Introduction: robotics is splitting into two distinct futures
The robotics industry is often described as if it were moving along a single path toward more capable machines. That idea sounds simple, but it misses what is really happening. In practice, robotics is separating into two different automation models. One is the mature world of industrial robots, built to maximize speed, repeatability, and precision in controlled environments. The other is the emerging world of humanoid robots, designed to function in human-built spaces that are less predictable, less structured, and far more complex.
This split is important because it changes how the industry should be understood.
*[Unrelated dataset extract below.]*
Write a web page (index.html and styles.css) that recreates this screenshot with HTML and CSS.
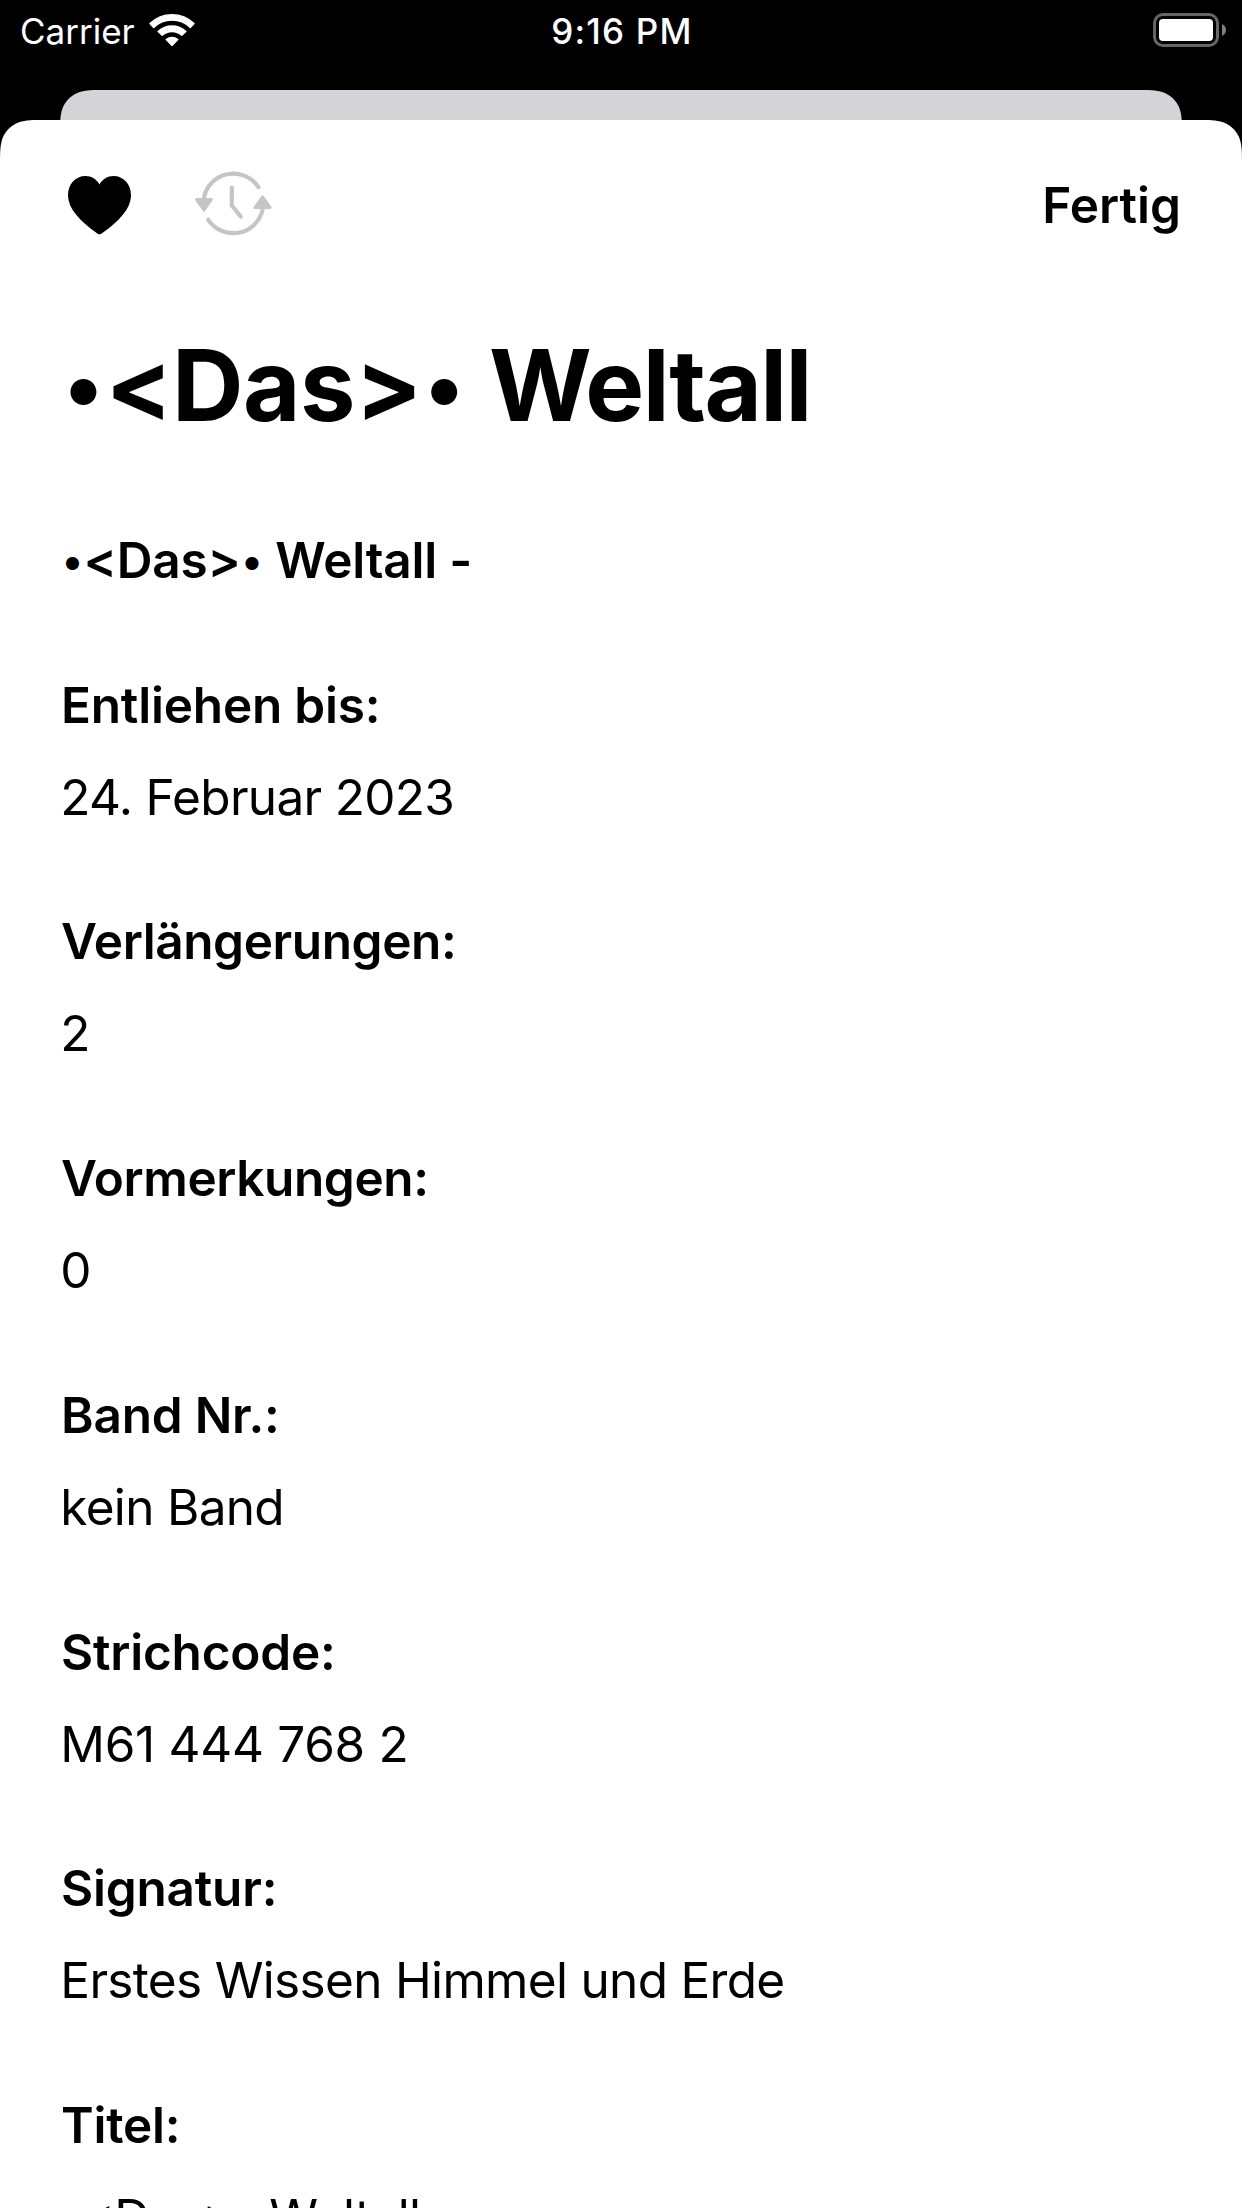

Humanoid robots are not simply a more advanced version of industrial robots. They are trying to solve a different problem. Industrial robots are optimized for production lines. Humanoid robots are being developed to operate in environments that were never designed for automation in the first place. That distinction affects everything: hardware architecture, software design, deployment economics, safety expectations, and supply chain formation.
For manufacturers, investors, and technology leaders, the key issue is not which robot is “better” in a general sense. The real issue is which automation model fits which business environment. Once that question is asked clearly, the difference between these two categories becomes much easier to understand.
Industrial robots were built for repeatability, not imitation
Industrial robots have become indispensable because they solve a very specific problem extremely well. They are designed for repetitive, high-precision tasks in stable environments. A robot arm on a factory floor does not need to walk, improvise, or interpret human behavior. It needs to weld, pick, place, assemble, paint, or inspect with consistency and speed.
That is why industrial robots work so well in structured production systems. The environment can be engineered around the machine. Parts can be positioned in consistent locations. Tasks can be sequenced in advance. Safety barriers, conveyors, fixtures, and software can all be designed to support deterministic performance. In this setting, the value of the robot comes from reliability and throughput.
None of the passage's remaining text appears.